C’est la première fois que je vois cela : la mention « en 3D » est affichée en aussi grosses lettres que le titre du film lui-même. La 3D, dernière mode du moment pour tous les gros studios hollywoodiens qui ont tout à fait compris l’intérêt financier qu’ils pouvaient y trouver. Tous les blockbusters ont alors droit à la 3D, et tant pis si elle ne se justifie pas ou si elle a été ajoutée à la va-vite, histoire de. Le dernier maître de l’air est l’archétype du film où la technologie n’apporte vraiment rien. Pour tout dire, je n’ai pas vu un seul effet 3D de tout le film ! Sérieusement, pas une seule fois on nous balance quelque chose à la figure… Le plus visible, outre les habituels flous et pertes de luminosité, était les sous-titres ou bien les noms des studios impliqués, avant le film. Un comble de faire payer plus cher et de devoir supporter de pénibles lunettes pour un avantage concret très proche du nul. Au-delà de la troisième dimension, le film de Shyamalan reste dans l’ombre de ses inspirateurs, Seigneur des Anneaux en tête (la cité de glace est une copie parfaite du gouffre de Helm), mais aussi Star Wars pour le peuple du feu. Les effets ont d’ailleurs été réalisés par ILM et ils sont plutôt bien fichus, avec quelques effets sympas entre l’eau et le feu. Néanmoins, ne vous attendez pas à d’épiques batailles, le film étant trop occupé avec nos jeunes héros. La musique, martiale à souhait, est aussi caricaturale que le reste, ce qui est peu dire.

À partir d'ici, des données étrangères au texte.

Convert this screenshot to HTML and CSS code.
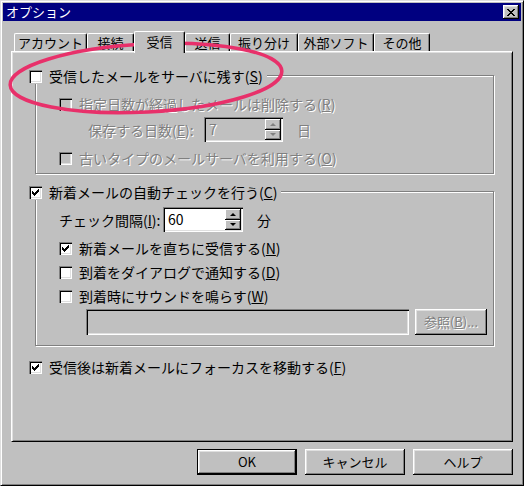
FILE: index.html
```html
<!DOCTYPE html>
<html lang="ja">
<head>
<meta charset="utf-8">
<title>オプション</title>
<link rel="stylesheet" href="styles.css">
</head>
<body>
<div class="window">
  <div class="titlebar">
    <span class="title">オプション</span>
    <span class="close"><svg width="8" height="7" viewBox="0 0 8 7" shape-rendering="crispEdges"><path fill="#000" d="M0 0h2v1h-2z M6 0h2v1h-2z M1 1h2v1h-2z M5 1h2v1h-2z M2 2h4v1h-4z M3 3h2v1h-2z M2 4h4v1h-4z M1 5h2v1h-2z M5 5h2v1h-2z M0 6h2v1h-2z M6 6h2v1h-2z"/></svg></span>
  </div>
  <div class="tabs">
    <div class="tab t1">アカウント</div>
    <div class="tab t2">接続</div>
    <div class="tab t3 sel">受信</div>
    <div class="tab t4">送信</div>
    <div class="tab t5">振り分け</div>
    <div class="tab t6">外部ソフト</div>
    <div class="tab t7">その他</div>
  </div>
  <div class="panel">
    <div class="group g1">
      <div class="legend"><span class="cb"></span><span>受信したメールをサーバに残す(<u>S</u>)</span></div>
      <div class="row ind r-del"><span class="cb dis"></span><span class="disabled">指定日数が経過したメールは削除する(<u>R</u>)</span></div>
      <div class="spinrow r-days">
        <span class="lbl lbl-days disabled">保存する日数(<u>E</u>):</span>
        <div class="spin dis w79"><span class="spin-val disabled">7</span><span class="spin-btns"><span class="sb"><i class="up"></i></span><span class="sb"><i class="dn"></i></span></span></div>
        <span class="unit disabled">日</span>
      </div>
      <div class="row ind r-old"><span class="cb dis"></span><span class="disabled">古いタイプのメールサーバを利用する(<u>O</u>)</span></div>
    </div>
    <div class="group g2">
      <div class="legend"><span class="cb"><svg width="7" height="7" viewBox="0 0 7 7" shape-rendering="crispEdges"><path fill="#000" d="M6 0h1v1h-1z M5 1h2v1h-2z M0 2h1v1h-1z M4 2h3v1h-3z M0 3h2v1h-2z M3 3h3v1h-3z M0 4h5v1h-5z M1 5h3v1h-3z M2 6h1v1h-1z"/></svg></span><span>新着メールの自動チェックを行う(<u>C</u>)</span></div>
      <div class="spinrow r-int">
        <span class="lbl lbl-int">チェック間隔(<u>I</u>):</span>
        <div class="spin w80"><span class="spin-val">60</span><span class="spin-btns"><span class="sb"><i class="up"></i></span><span class="sb"><i class="dn"></i></span></span></div>
        <span class="unit">分</span>
      </div>
      <div class="row ind r-next"><span class="cb"><svg width="7" height="7" viewBox="0 0 7 7" shape-rendering="crispEdges"><path fill="#000" d="M6 0h1v1h-1z M5 1h2v1h-2z M0 2h1v1h-1z M4 2h3v1h-3z M0 3h2v1h-2z M3 3h3v1h-3z M0 4h5v1h-5z M1 5h3v1h-3z M2 6h1v1h-1z"/></svg></span><span>新着メールを直ちに受信する(<u>N</u>)</span></div>
      <div class="row ind r-next"><span class="cb"></span><span>到着をダイアログで通知する(<u>D</u>)</span></div>
      <div class="row ind r-next"><span class="cb"></span><span>到着時にサウンドを鳴らす(<u>W</u>)</span></div>
      <div class="filerow">
        <div class="field"></div>
        <div class="btn small"><span class="disabled">参照(<u>B</u>)...</span></div>
      </div>
    </div>
    <div class="row r-last"><span class="cb"><svg width="7" height="7" viewBox="0 0 7 7" shape-rendering="crispEdges"><path fill="#000" d="M6 0h1v1h-1z M5 1h2v1h-2z M0 2h1v1h-1z M4 2h3v1h-3z M0 3h2v1h-2z M3 3h3v1h-3z M0 4h5v1h-5z M1 5h3v1h-3z M2 6h1v1h-1z"/></svg></span><span>受信後は新着メールにフォーカスを移動する(<u>F</u>)</span></div>
  </div>
  <div class="buttons">
    <div class="btn default">OK</div>
    <div class="btn">キャンセル</div>
    <div class="btn">ヘルプ</div>
  </div>
  <svg class="ring" width="524" height="486" viewBox="0 0 524 486"><ellipse cx="146" cy="78" rx="136" ry="34" transform="rotate(-3 146 78)" fill="none" stroke="#e8306a" stroke-width="3.5"/></svg>
</div>
</body>
</html>
```

FILE: styles.css
```css
body {
  margin: 0;
  background: #c0c0c0;
  font-family: "Noto Sans CJK JP", "Noto Sans", sans-serif;
  font-size: 14px;
  line-height: 16px;
  color: #000;
}
u { text-underline-offset: 1px; }

.window {
  position: relative;
  width: 524px;
  height: 486px;
  box-sizing: border-box;
  border: 1px solid;
  border-color: #dfdfdf #000 #000 #dfdfdf;
  box-shadow: inset 1px 1px #fff, inset -1px -1px #808080;
  padding: 2px;
  background: #c0c0c0;
}

.titlebar {
  height: 18px;
  background: #000080;
  color: #fff;
  display: flex;
  align-items: center;
  justify-content: space-between;
  padding: 0 2px 0 3px;
  font-size: 13px;
}
.close {
  width: 16px;
  height: 14px;
  box-sizing: border-box;
  background: #c0c0c0;
  box-shadow: inset -1px -1px #000, inset 1px 1px #fff, inset -2px -2px #808080, inset 2px 2px #dfdfdf;
  display: flex;
  align-items: center;
  justify-content: center;
}

.tabs {
  display: flex;
  align-items: flex-end;
  height: 20px;
  margin: 10px 8px 0;
  padding-left: 3px;
}
.tab {
  height: 18px;
  box-sizing: border-box;
  border-top: 1px solid #fff;
  border-left: 1px solid #fff;
  border-right: 1px solid #000;
  border-radius: 2px 2px 0 0;
  box-shadow: inset -1px 0 #808080;
  background: #c0c0c0;
  display: flex;
  align-items: center;
  justify-content: center;
  font-size: 13px;
  flex: none;
}
.tab.sel {
  height: 22px;
  margin-bottom: -2px;
  position: relative;
  z-index: 1;
  padding-bottom: 2px;
}
.t1 { width: 73px; }
.t2 { width: 47px; }
.t3 { width: 51px; }
.t4 { width: 45px; }
.t5 { width: 68px; }
.t6 { width: 76px; }
.t7 { width: 56px; }

.panel {
  margin: 0 8px;
  height: 391px;
  box-sizing: border-box;
  border: 1px solid;
  border-color: #fff #000 #000 #fff;
  box-shadow: inset 1px 1px #dfdfdf, inset -1px -1px #808080;
  padding: 23px 0 0 23px;
}

.group {
  width: 459px;
  box-sizing: border-box;
  border: 1px solid #808080;
  box-shadow: inset 1px 1px #fff, 1px 1px #fff;
}
.g1 { height: 99px; }
.g2 { height: 155px; margin-top: 17px; }

.legend {
  display: flex;
  align-items: center;
  gap: 7px;
  height: 16px;
  width: max-content;
  margin: -8px 0 0 -7px;
  padding-right: 4px;
  background: #c0c0c0;
}

.cb {
  width: 13px;
  height: 13px;
  box-sizing: border-box;
  background: #fff;
  box-shadow: inset 1px 1px #808080, inset 2px 2px #000, inset -1px -1px #fff, inset -2px -2px #dfdfdf;
  flex: none;
  display: flex;
  align-items: center;
  justify-content: center;
}
.cb.dis { background: #c0c0c0; }

.row {
  display: flex;
  align-items: center;
  gap: 7px;
  height: 16px;
}
.ind { margin-left: 23px; }
.r-del { margin-top: 12px; }
.r-old { margin-top: 8px; }
.r-next { margin-top: 8px; }
.r-last { margin-top: 13px; margin-left: -6px; }

.disabled {
  color: #808080;
  text-shadow: 1px 1px 0 #fff;
}

.spinrow {
  display: flex;
  align-items: center;
  height: 25px;
}
.r-days { margin: 5px 0 0 52px; }
.r-int { margin: 7px 0 0 23px; }
.lbl { flex: none; }
.lbl-days { width: 116px; }
.lbl-int { width: 104px; }
.unit { margin-left: 14px; }

.spin {
  display: flex;
  height: 25px;
  box-sizing: border-box;
  padding: 2px;
  background: #fff;
  box-shadow: inset 1px 1px #808080, inset 2px 2px #000, inset -1px -1px #fff, inset -2px -2px #dfdfdf;
}
.spin.dis { background: #c0c0c0; }
.w79 { width: 79px; }
.w80 { width: 80px; }
.spin-val {
  flex: 1;
  padding-left: 3px;
  line-height: 21px;
}
.spin-btns {
  width: 16px;
  display: flex;
  flex-direction: column;
}
.sb {
  flex: 1;
  background: #c0c0c0;
  box-shadow: inset -1px -1px #000, inset 1px 1px #fff, inset -2px -2px #808080;
  display: flex;
  align-items: center;
  justify-content: center;
}
.up, .dn {
  width: 0;
  height: 0;
  border-left: 3px solid transparent;
  border-right: 3px solid transparent;
}
.up { border-bottom: 3px solid #000; }
.dn { border-top: 3px solid #000; }
.spin.dis .up { border-bottom-color: #808080; }
.spin.dis .dn { border-top-color: #808080; }

.filerow {
  display: flex;
  gap: 6px;
  margin: 5px 0 0 50px;
}
.field {
  width: 323px;
  height: 26px;
  box-sizing: border-box;
  background: #c0c0c0;
  box-shadow: inset 1px 1px #808080, inset 2px 2px #000, inset -1px -1px #fff, inset -2px -2px #dfdfdf;
}

.btn {
  width: 100px;
  height: 26px;
  box-sizing: border-box;
  background: #c0c0c0;
  box-shadow: inset -1px -1px #000, inset 1px 1px #fff, inset -2px -2px #808080, inset 2px 2px #dfdfdf;
  display: flex;
  align-items: center;
  justify-content: center;
  font-size: 13px;
}
.btn.small { width: 72px; }
.btn.default { border: 1px solid #000; }

.buttons {
  display: flex;
  justify-content: flex-end;
  gap: 8px;
  margin: 7px 8px 0;
}

.ring {
  position: absolute;
  left: -1px;
  top: -1px;
  pointer-events: none;
}
```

Si je n’étais pas vraiment fan de Night Shyamalan, j’étais plutôt de bonne humeur en entrant dans la salle. Las, Le dernier maître de l’air ne m’a pas amusé, mais alors pas du tout. Au contraire, ce récit sur des rails du début à la fin m’a ennuyé copieusement. Sans doute ne suis-je pas dans la cible du film et d’ailleurs les premiers chiffres de fréquentation aux États-Unis témoignent déjà d’un succès public. Je ne vois pas bien ce que je pourrais sauver du film… mais d’ailleurs le faut-il seulement ?
Si vous cherchez à occuper votre progéniture au milieu de l’été, évitez Le dernier maître de l’air et allez plutôt (re)voir Toy Story 3, qui prouve que l’on peut faire un film pour enfants sans prendre ces derniers pour des débiles.